* **INSTRUCTIONS TO FOLLOW**
Return the data exactly, with all pictures removed.
--- Start of PROVIDED MATERIAL ---
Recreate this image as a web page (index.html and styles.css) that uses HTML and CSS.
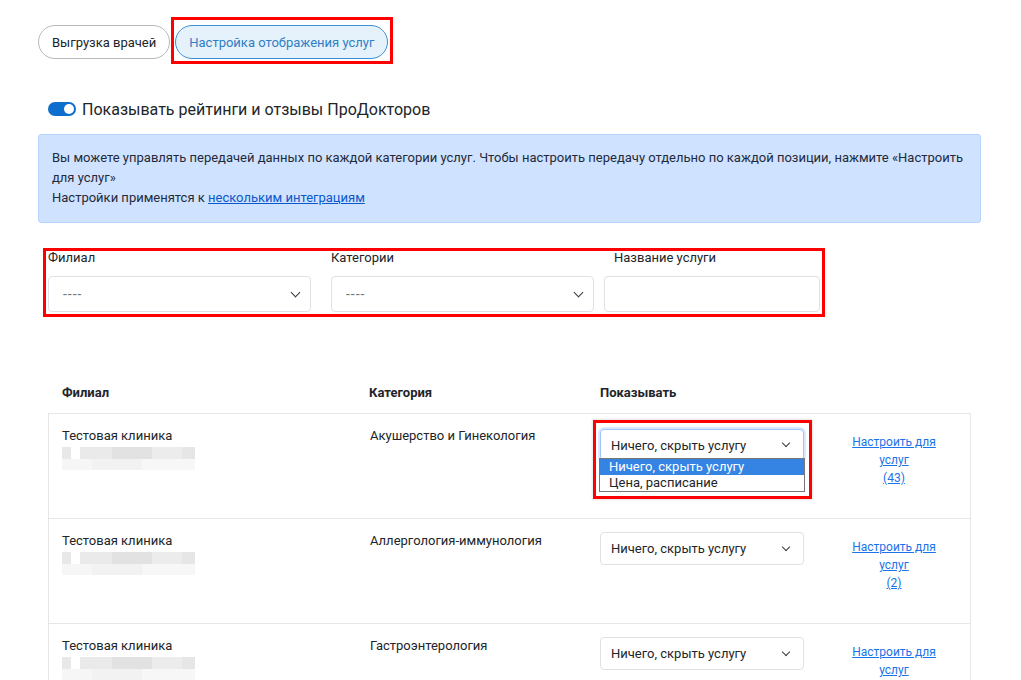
FILE: index.html
```html
<html>
<head>
    <title>Настройка отображения услуг</title>
    <link rel="stylesheet" href="styles.css">
</head>
<body>
    <div class="page">
        <div class="tabs">
            <button class="tab">Выгрузка врачей</button>
            <div class="mark mark-tab">
                <button class="tab active">Настройка отображения услуг</button>
            </div>
        </div>

        <label class="switch-row">
            <span class="switch"><span class="knob"></span></span>
            <span class="switch-text">Показывать рейтинги и отзывы ПроДокторов</span>
        </label>

        <div class="info">
            Вы можете управлять передачей данных по каждой категории услуг. Чтобы настроить передачу отдельно по каждой позиции, нажмите «Настроить для услуг»<br>
            Настройки применятся к <a href="#">нескольким интеграциям</a>
        </div>

        <div class="mark mark-filters">
            <div class="filters">
                <div class="filter">
                    <label>Филиал</label>
                    <div class="select big"><span>----</span><i class="chev"></i></div>
                </div>
                <div class="filter">
                    <label>Категории</label>
                    <div class="select big"><span>----</span><i class="chev"></i></div>
                </div>
                <div class="filter name">
                    <label>Название услуги</label>
                    <div class="input"></div>
                </div>
            </div>
        </div>

        <div class="table">
            <div class="thead">
                <div class="c1">Филиал</div>
                <div class="c2">Категория</div>
                <div class="c3">Показывать</div>
                <div class="c4"></div>
            </div>
            <div class="tbody">
                <div class="row">
                    <div class="c1">Тестовая клиника<div class="blur"></div></div>
                    <div class="c2">Акушерство и Гинекология</div>
                    <div class="c3">
                        <div class="mark mark-select">
                            <div class="select small focus"><span>Ничего, скрыть услугу</span><i class="chev"></i></div>
                            <ul class="options">
                                <li class="selected">Ничего, скрыть услугу</li>
                                <li>Цена, расписание</li>
                            </ul>
                        </div>
                    </div>
                    <div class="c4"><a href="#">Настроить для услуг<br>(43)</a></div>
                </div>
                <div class="row">
                    <div class="c1">Тестовая клиника<div class="blur"></div></div>
                    <div class="c2">Аллергология-иммунология</div>
                    <div class="c3"><div class="select small"><span>Ничего, скрыть услугу</span><i class="chev"></i></div></div>
                    <div class="c4"><a href="#">Настроить для услуг<br>(2)</a></div>
                </div>
                <div class="row">
                    <div class="c1">Тестовая клиника<div class="blur"></div></div>
                    <div class="c2">Гастроэнтерология</div>
                    <div class="c3"><div class="select small"><span>Ничего, скрыть услугу</span><i class="chev"></i></div></div>
                    <div class="c4"><a href="#">Настроить для услуг</a></div>
                </div>
            </div>
        </div>
    </div>
</body>
</html>
```

FILE: styles.css
```css
body {
    margin: 0;
    font-family: Roboto, "Liberation Sans", sans-serif;
    color: #212529;
    background: #fff;
    overflow: hidden;
}
.page {
    padding: 17px 40px 0 38px;
}
.tabs {
    display: flex;
    align-items: flex-start;
    gap: 1px;
}
.tab {
    height: 34px;
    margin-top: 8px;
    padding: 0 13px;
    border: 1px solid #b9b9b9;
    border-radius: 17px;
    background: #fff;
    font-family: inherit;
    font-size: 13px;
    color: #212529;
}
.tab.active {
    margin-top: 0;
    background: #e5f1fb;
    border-color: #3b8fd9;
    color: #2f7fc4;
}
.mark {
    border: 3px solid #f00;
}
.mark-tab {
    padding: 5px 2px 2px 1px;
}
.switch-row {
    display: flex;
    align-items: center;
    margin: 34px 0 0 10px;
    height: 22px;
}
.switch {
    width: 28px;
    height: 14px;
    border-radius: 7px;
    background: #0d6ecd;
    position: relative;
    margin-right: 6px;
}
.knob {
    position: absolute;
    right: 2px;
    top: 2px;
    width: 10px;
    height: 10px;
    border-radius: 50%;
    background: #fff;
}
.switch-text {
    font-size: 16px;
    color: #212529;
}
.info {
    margin-top: 14px;
    background: #cfe2ff;
    border: 1px solid #b6d4fe;
    border-radius: 3px;
    padding: 13px 13px 14px 13px;
    font-size: 13px;
    line-height: 20px;
    color: #1f2a3a;
}
.info a {
    color: #0a58ca;
}
.mark-filters {
    margin: 25px 0 0 5px;
    width: 772px;
    padding: 0 2px 2px 2px;
}
.filters {
    display: flex;
}
.filter label {
    display: block;
    font-size: 13px;
    line-height: 14px;
    margin: 0 0 11px 0;
}
.filter {
    margin-right: 20px;
}
.filter.name {
    margin-left: -10px;
    margin-right: 0;
}
.filter.name label {
    padding-left: 10px;
}
.select {
    display: flex;
    align-items: center;
    justify-content: space-between;
    border: 1px solid #dee2e6;
    border-radius: 4px;
    background: #fff;
    box-sizing: border-box;
}
.select.big {
    width: 263px;
    height: 36px;
    padding: 0 11px 0 14px;
    font-size: 14px;
    letter-spacing: 1px;
    color: #6c757d;
}
.input {
    width: 216px;
    height: 36px;
    border: 1px solid #dee2e6;
    border-radius: 4px;
    box-sizing: border-box;
}
.chev {
    width: 6px;
    height: 6px;
    border-right: 1.5px solid #343a40;
    border-bottom: 1.5px solid #343a40;
    transform: rotate(45deg);
    margin-top: -4px;
}
.table {
    margin: 57px 0 0 10px;
    width: 923px;
}
.thead {
    display: flex;
    font-weight: bold;
    font-size: 13px;
    padding: 11px 0 13px 0;
}
.c1, .c2, .c3, .c4 {
    box-sizing: border-box;
    flex: none;
}
.c1 { width: 307px; padding-left: 14px; }
.c2 { width: 231px; padding-left: 14px; }
.c3 { width: 257px; padding-left: 14px; }
.c4 { width: 100px; text-align: center; }
.tbody {
    border: 1px solid #e6e6e6;
    border-bottom: none;
}
.tbody .c1 { padding-left: 13px; }
.row {
    display: flex;
    height: 105px;
    border-bottom: 1px solid #e6e6e6;
    font-size: 13px;
    padding-top: 13px;
    box-sizing: border-box;
}
.row .c1, .row .c2 {
    line-height: 16px;
    padding-top: 1px;
}
.blur {
    width: 133px;
    height: 23px;
    margin-top: 3px;
    background:
        linear-gradient(90deg, #e8e8e8 0 9px, #fff 9px 18px, #eaeaea 18px 50px, #e2e2e2 50px 90px, #ececec 90px 120px, #e6e6e6 120px 133px) top / 100% 12px no-repeat,
        linear-gradient(90deg, #f6f6f6 0 30px, #f2f2f2 30px 80px, #f7f7f7 80px 133px) bottom / 100% 11px no-repeat;
}
.select.small {
    width: 204px;
    height: 33px;
    padding: 0 14px 0 10px;
    font-size: 13px;
    color: #212529;
}
.select.small .chev {
    width: 5px;
    height: 5px;
}
.row .c3 {
    padding-left: 13px;
}
.mark-select {
    display: inline-block;
    margin: -7px 0 0 -7px;
    padding: 6px 4px 4px 4px;
    box-shadow: 0 0 3px rgba(0,0,0,0.2);
}
.select.focus {
    border-color: #9ec5fe;
    box-shadow: 0 0 0 2px rgba(13,110,253,0.15);
    height: 32px;
}
.options {
    list-style: none;
    margin: -3px 0 0 -1px;
    padding: 0;
    width: 204px;
    border: 1px solid #767676;
    background: #fff;
    font-size: 13px;
}
.options li {
    height: 16px;
    line-height: 16px;
    padding-left: 9px;
}
.options li.selected {
    background: #3584e4;
    color: #fff;
}
.row .c4 {
    font-size: 12px;
    line-height: 18px;
    padding: 6px 0 0 0;
}
.row .c4 a {
    color: #1a73e8;
}
```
--- End of PROVIDED MATERIAL ---
* **ANSWER FOR THE TASK**
Recreate this image as a web page (index.html and styles.css) that uses HTML and CSS.
FILE: index.html
```html
<html>
<head>
    <title>Настройка отображения услуг</title>
    <link rel="stylesheet" href="styles.css">
</head>
<body>
    <div class="page">
        <div class="tabs">
            <button class="tab">Выгрузка врачей</button>
            <div class="mark mark-tab">
                <button class="tab active">Настройка отображения услуг</button>
            </div>
        </div>

        <label class="switch-row">
            <span class="switch"><span class="knob"></span></span>
            <span class="switch-text">Показывать рейтинги и отзывы ПроДокторов</span>
        </label>

        <div class="info">
            Вы можете управлять передачей данных по каждой категории услуг. Чтобы настроить передачу отдельно по каждой позиции, нажмите «Настроить для услуг»<br>
            Настройки применятся к <a href="#">нескольким интеграциям</a>
        </div>

        <div class="mark mark-filters">
            <div class="filters">
                <div class="filter">
                    <label>Филиал</label>
                    <div class="select big"><span>----</span><i class="chev"></i></div>
                </div>
                <div class="filter">
                    <label>Категории</label>
                    <div class="select big"><span>----</span><i class="chev"></i></div>
                </div>
                <div class="filter name">
                    <label>Название услуги</label>
                    <div class="input"></div>
                </div>
            </div>
        </div>

        <div class="table">
            <div class="thead">
                <div class="c1">Филиал</div>
                <div class="c2">Категория</div>
                <div class="c3">Показывать</div>
                <div class="c4"></div>
            </div>
            <div class="tbody">
                <div class="row">
                    <div class="c1">Тестовая клиника<div class="blur"></div></div>
                    <div class="c2">Акушерство и Гинекология</div>
                    <div class="c3">
                        <div class="mark mark-select">
                            <div class="select small focus"><span>Ничего, скрыть услугу</span><i class="chev"></i></div>
                            <ul class="options">
                                <li class="selected">Ничего, скрыть услугу</li>
                                <li>Цена, расписание</li>
                            </ul>
                        </div>
                    </div>
                    <div class="c4"><a href="#">Настроить для услуг<br>(43)</a></div>
                </div>
                <div class="row">
                    <div class="c1">Тестовая клиника<div class="blur"></div></div>
                    <div class="c2">Аллергология-иммунология</div>
                    <div class="c3"><div class="select small"><span>Ничего, скрыть услугу</span><i class="chev"></i></div></div>
                    <div class="c4"><a href="#">Настроить для услуг<br>(2)</a></div>
                </div>
                <div class="row">
                    <div class="c1">Тестовая клиника<div class="blur"></div></div>
                    <div class="c2">Гастроэнтерология</div>
                    <div class="c3"><div class="select small"><span>Ничего, скрыть услугу</span><i class="chev"></i></div></div>
                    <div class="c4"><a href="#">Настроить для услуг</a></div>
                </div>
            </div>
        </div>
    </div>
</body>
</html>
```

FILE: styles.css
```css
body {
    margin: 0;
    font-family: Roboto, "Liberation Sans", sans-serif;
    color: #212529;
    background: #fff;
    overflow: hidden;
}
.page {
    padding: 17px 40px 0 38px;
}
.tabs {
    display: flex;
    align-items: flex-start;
    gap: 1px;
}
.tab {
    height: 34px;
    margin-top: 8px;
    padding: 0 13px;
    border: 1px solid #b9b9b9;
    border-radius: 17px;
    background: #fff;
    font-family: inherit;
    font-size: 13px;
    color: #212529;
}
.tab.active {
    margin-top: 0;
    background: #e5f1fb;
    border-color: #3b8fd9;
    color: #2f7fc4;
}
.mark {
    border: 3px solid #f00;
}
.mark-tab {
    padding: 5px 2px 2px 1px;
}
.switch-row {
    display: flex;
    align-items: center;
    margin: 34px 0 0 10px;
    height: 22px;
}
.switch {
    width: 28px;
    height: 14px;
    border-radius: 7px;
    background: #0d6ecd;
    position: relative;
    margin-right: 6px;
}
.knob {
    position: absolute;
    right: 2px;
    top: 2px;
    width: 10px;
    height: 10px;
    border-radius: 50%;
    background: #fff;
}
.switch-text {
    font-size: 16px;
    color: #212529;
}
.info {
    margin-top: 14px;
    background: #cfe2ff;
    border: 1px solid #b6d4fe;
    border-radius: 3px;
    padding: 13px 13px 14px 13px;
    font-size: 13px;
    line-height: 20px;
    color: #1f2a3a;
}
.info a {
    color: #0a58ca;
}
.mark-filters {
    margin: 25px 0 0 5px;
    width: 772px;
    padding: 0 2px 2px 2px;
}
.filters {
    display: flex;
}
.filter label {
    display: block;
    font-size: 13px;
    line-height: 14px;
    margin: 0 0 11px 0;
}
.filter {
    margin-right: 20px;
}
.filter.name {
    margin-left: -10px;
    margin-right: 0;
}
.filter.name label {
    padding-left: 10px;
}
.select {
    display: flex;
    align-items: center;
    justify-content: space-between;
    border: 1px solid #dee2e6;
    border-radius: 4px;
    background: #fff;
    box-sizing: border-box;
}
.select.big {
    width: 263px;
    height: 36px;
    padding: 0 11px 0 14px;
    font-size: 14px;
    letter-spacing: 1px;
    color: #6c757d;
}
.input {
    width: 216px;
    height: 36px;
    border: 1px solid #dee2e6;
    border-radius: 4px;
    box-sizing: border-box;
}
.chev {
    width: 6px;
    height: 6px;
    border-right: 1.5px solid #343a40;
    border-bottom: 1.5px solid #343a40;
    transform: rotate(45deg);
    margin-top: -4px;
}
.table {
    margin: 57px 0 0 10px;
    width: 923px;
}
.thead {
    display: flex;
    font-weight: bold;
    font-size: 13px;
    padding: 11px 0 13px 0;
}
.c1, .c2, .c3, .c4 {
    box-sizing: border-box;
    flex: none;
}
.c1 { width: 307px; padding-left: 14px; }
.c2 { width: 231px; padding-left: 14px; }
.c3 { width: 257px; padding-left: 14px; }
.c4 { width: 100px; text-align: center; }
.tbody {
    border: 1px solid #e6e6e6;
    border-bottom: none;
}
.tbody .c1 { padding-left: 13px; }
.row {
    display: flex;
    height: 105px;
    border-bottom: 1px solid #e6e6e6;
    font-size: 13px;
    padding-top: 13px;
    box-sizing: border-box;
}
.row .c1, .row .c2 {
    line-height: 16px;
    padding-top: 1px;
}
.blur {
    width: 133px;
    height: 23px;
    margin-top: 3px;
    background:
        linear-gradient(90deg, #e8e8e8 0 9px, #fff 9px 18px, #eaeaea 18px 50px, #e2e2e2 50px 90px, #ececec 90px 120px, #e6e6e6 120px 133px) top / 100% 12px no-repeat,
        linear-gradient(90deg, #f6f6f6 0 30px, #f2f2f2 30px 80px, #f7f7f7 80px 133px) bottom / 100% 11px no-repeat;
}
.select.small {
    width: 204px;
    height: 33px;
    padding: 0 14px 0 10px;
    font-size: 13px;
    color: #212529;
}
.select.small .chev {
    width: 5px;
    height: 5px;
}
.row .c3 {
    padding-left: 13px;
}
.mark-select {
    display: inline-block;
    margin: -7px 0 0 -7px;
    padding: 6px 4px 4px 4px;
    box-shadow: 0 0 3px rgba(0,0,0,0.2);
}
.select.focus {
    border-color: #9ec5fe;
    box-shadow: 0 0 0 2px rgba(13,110,253,0.15);
    height: 32px;
}
.options {
    list-style: none;
    margin: -3px 0 0 -1px;
    padding: 0;
    width: 204px;
    border: 1px solid #767676;
    background: #fff;
    font-size: 13px;
}
.options li {
    height: 16px;
    line-height: 16px;
    padding-left: 9px;
}
.options li.selected {
    background: #3584e4;
    color: #fff;
}
.row .c4 {
    font-size: 12px;
    line-height: 18px;
    padding: 6px 0 0 0;
}
.row .c4 a {
    color: #1a73e8;
}
```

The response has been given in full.